Instruction
Copy out each line featuring the string "this" from the entries beneath.

Interface markup and scripts
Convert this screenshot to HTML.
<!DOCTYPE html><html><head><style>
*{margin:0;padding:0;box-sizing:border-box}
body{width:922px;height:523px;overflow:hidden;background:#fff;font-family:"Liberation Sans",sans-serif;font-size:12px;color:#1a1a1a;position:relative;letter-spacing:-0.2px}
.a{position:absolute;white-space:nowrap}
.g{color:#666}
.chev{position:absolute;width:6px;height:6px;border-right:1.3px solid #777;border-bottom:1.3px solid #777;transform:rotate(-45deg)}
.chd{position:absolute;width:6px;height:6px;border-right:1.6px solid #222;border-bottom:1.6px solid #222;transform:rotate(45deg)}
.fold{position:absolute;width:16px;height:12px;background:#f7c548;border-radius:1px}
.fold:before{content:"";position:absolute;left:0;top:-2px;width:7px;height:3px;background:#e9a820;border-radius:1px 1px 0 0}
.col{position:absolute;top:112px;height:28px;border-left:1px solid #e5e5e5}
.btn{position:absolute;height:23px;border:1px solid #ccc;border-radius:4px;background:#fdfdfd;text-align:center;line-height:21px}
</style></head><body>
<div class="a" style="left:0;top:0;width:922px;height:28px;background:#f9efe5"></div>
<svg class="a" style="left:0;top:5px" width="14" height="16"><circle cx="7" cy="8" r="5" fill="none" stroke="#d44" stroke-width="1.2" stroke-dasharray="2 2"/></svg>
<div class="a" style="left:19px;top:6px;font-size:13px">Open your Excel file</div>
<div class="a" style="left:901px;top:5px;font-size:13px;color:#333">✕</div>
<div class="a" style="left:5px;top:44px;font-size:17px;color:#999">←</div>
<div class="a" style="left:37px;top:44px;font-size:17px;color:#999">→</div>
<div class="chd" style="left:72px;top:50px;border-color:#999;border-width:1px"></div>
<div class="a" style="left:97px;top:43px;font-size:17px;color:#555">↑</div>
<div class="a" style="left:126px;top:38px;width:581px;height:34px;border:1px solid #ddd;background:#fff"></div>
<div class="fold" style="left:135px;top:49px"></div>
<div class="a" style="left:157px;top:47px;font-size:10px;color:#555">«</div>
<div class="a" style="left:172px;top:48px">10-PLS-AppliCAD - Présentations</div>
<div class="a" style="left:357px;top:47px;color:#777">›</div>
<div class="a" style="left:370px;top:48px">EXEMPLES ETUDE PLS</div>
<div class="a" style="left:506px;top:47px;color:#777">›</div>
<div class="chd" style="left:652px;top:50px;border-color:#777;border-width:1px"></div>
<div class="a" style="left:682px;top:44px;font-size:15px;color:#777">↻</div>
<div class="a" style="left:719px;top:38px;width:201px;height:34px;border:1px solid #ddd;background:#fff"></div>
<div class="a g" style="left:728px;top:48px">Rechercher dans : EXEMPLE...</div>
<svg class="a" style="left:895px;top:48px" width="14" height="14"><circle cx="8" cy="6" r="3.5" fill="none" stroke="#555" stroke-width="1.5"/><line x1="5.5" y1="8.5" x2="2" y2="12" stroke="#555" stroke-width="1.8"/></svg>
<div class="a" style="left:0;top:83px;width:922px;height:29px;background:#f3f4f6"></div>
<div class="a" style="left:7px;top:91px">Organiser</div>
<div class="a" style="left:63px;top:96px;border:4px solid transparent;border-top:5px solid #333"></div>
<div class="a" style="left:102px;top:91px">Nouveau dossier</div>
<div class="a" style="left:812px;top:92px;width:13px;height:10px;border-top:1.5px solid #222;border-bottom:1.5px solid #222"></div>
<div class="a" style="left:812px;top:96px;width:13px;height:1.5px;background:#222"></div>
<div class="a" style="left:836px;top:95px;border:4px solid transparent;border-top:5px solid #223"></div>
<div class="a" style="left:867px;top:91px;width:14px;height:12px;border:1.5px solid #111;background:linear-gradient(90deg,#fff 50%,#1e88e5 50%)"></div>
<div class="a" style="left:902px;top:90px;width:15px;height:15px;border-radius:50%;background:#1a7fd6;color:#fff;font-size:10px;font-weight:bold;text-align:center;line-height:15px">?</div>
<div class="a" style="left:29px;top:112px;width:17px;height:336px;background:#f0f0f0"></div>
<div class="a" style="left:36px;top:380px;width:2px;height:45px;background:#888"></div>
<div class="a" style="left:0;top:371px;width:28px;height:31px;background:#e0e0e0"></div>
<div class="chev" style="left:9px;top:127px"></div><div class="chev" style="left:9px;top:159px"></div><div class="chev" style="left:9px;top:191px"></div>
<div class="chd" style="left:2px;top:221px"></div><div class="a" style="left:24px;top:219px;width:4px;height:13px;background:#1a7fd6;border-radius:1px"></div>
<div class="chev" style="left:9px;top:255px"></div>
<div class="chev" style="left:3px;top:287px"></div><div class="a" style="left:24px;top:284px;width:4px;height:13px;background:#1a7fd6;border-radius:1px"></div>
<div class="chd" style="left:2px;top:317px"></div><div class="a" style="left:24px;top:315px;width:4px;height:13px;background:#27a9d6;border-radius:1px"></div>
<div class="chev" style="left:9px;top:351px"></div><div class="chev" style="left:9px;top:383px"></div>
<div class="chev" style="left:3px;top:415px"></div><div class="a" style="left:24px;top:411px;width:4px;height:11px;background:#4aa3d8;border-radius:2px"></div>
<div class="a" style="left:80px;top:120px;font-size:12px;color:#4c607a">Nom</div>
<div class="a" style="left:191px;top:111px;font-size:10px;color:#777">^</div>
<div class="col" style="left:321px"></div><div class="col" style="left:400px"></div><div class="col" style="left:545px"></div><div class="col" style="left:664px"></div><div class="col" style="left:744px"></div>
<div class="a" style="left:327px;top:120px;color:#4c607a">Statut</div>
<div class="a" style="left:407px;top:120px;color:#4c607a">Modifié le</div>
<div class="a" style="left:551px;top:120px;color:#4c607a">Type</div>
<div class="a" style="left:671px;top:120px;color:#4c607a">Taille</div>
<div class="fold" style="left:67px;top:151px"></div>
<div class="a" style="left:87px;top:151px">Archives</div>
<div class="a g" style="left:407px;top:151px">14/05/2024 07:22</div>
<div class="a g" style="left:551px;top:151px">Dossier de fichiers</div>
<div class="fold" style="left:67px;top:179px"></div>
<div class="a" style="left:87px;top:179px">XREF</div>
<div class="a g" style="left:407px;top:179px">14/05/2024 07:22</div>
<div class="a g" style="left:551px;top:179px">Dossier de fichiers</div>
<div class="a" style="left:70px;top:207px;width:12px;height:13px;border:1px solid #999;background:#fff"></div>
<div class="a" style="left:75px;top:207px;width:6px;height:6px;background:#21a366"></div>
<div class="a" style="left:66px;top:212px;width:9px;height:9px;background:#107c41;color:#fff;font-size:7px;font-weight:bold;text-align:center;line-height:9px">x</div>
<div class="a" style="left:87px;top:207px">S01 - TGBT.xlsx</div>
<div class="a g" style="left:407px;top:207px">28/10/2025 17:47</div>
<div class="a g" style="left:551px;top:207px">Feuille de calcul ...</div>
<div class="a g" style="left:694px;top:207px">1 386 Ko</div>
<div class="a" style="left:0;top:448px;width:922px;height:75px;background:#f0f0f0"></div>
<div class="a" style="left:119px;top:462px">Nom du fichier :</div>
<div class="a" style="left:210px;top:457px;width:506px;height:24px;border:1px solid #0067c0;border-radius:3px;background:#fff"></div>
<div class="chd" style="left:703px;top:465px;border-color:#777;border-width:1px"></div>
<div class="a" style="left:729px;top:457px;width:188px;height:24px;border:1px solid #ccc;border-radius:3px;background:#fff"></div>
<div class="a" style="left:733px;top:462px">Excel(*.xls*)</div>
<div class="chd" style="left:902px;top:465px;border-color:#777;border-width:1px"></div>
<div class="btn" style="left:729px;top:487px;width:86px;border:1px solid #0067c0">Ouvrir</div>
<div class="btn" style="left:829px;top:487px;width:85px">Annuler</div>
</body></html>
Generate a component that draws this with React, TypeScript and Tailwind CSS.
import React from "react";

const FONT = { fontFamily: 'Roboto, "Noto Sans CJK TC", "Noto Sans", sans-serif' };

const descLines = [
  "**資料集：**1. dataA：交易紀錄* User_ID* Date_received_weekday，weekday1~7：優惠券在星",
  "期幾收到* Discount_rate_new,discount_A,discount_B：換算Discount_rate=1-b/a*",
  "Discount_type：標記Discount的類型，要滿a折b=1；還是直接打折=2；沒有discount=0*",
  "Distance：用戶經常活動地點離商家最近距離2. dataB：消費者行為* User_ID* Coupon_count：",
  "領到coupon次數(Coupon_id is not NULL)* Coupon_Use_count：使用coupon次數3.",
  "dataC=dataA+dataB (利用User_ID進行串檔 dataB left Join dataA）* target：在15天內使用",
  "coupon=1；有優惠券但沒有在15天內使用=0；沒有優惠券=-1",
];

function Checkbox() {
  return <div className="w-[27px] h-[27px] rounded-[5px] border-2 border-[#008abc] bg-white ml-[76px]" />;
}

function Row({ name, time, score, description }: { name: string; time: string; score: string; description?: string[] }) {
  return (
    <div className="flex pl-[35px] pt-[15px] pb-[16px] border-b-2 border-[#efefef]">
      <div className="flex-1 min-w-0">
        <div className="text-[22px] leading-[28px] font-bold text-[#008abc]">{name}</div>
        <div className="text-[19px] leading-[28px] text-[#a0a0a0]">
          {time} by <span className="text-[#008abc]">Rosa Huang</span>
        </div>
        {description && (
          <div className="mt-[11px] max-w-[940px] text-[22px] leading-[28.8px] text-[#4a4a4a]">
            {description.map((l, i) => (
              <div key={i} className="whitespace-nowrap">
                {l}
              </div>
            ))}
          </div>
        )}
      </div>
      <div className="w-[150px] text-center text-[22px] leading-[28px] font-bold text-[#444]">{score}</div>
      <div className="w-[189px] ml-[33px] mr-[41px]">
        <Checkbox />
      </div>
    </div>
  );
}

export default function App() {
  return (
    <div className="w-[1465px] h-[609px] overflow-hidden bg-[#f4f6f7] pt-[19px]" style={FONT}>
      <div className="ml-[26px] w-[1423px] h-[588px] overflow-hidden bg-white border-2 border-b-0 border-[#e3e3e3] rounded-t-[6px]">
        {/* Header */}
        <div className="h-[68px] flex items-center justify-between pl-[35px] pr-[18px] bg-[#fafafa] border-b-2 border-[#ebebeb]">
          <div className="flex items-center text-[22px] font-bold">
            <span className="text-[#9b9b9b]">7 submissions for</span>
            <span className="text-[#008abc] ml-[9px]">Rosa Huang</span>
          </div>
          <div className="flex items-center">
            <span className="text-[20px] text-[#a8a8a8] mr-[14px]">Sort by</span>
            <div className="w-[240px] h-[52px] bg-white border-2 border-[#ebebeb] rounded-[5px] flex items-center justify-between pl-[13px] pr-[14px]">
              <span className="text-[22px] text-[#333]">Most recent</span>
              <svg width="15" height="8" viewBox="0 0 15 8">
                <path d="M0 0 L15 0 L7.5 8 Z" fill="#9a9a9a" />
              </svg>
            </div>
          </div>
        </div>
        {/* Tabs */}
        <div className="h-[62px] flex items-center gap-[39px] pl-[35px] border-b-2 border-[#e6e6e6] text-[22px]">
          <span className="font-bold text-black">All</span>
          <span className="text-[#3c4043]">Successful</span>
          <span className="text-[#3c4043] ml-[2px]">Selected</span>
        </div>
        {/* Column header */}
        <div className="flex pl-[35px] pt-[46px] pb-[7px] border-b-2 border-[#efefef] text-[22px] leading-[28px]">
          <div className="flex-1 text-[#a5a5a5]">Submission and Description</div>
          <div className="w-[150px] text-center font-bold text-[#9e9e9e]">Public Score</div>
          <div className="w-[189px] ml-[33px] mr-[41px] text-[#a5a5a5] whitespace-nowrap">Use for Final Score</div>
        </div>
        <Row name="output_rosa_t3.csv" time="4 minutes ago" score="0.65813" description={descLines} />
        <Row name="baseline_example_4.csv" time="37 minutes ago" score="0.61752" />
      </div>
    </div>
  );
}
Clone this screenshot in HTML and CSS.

Answer to the task
Convert this screenshot to HTML.
Generate a component that draws this with React, TypeScript and Tailwind CSS.
Clone this screenshot in HTML and CSS.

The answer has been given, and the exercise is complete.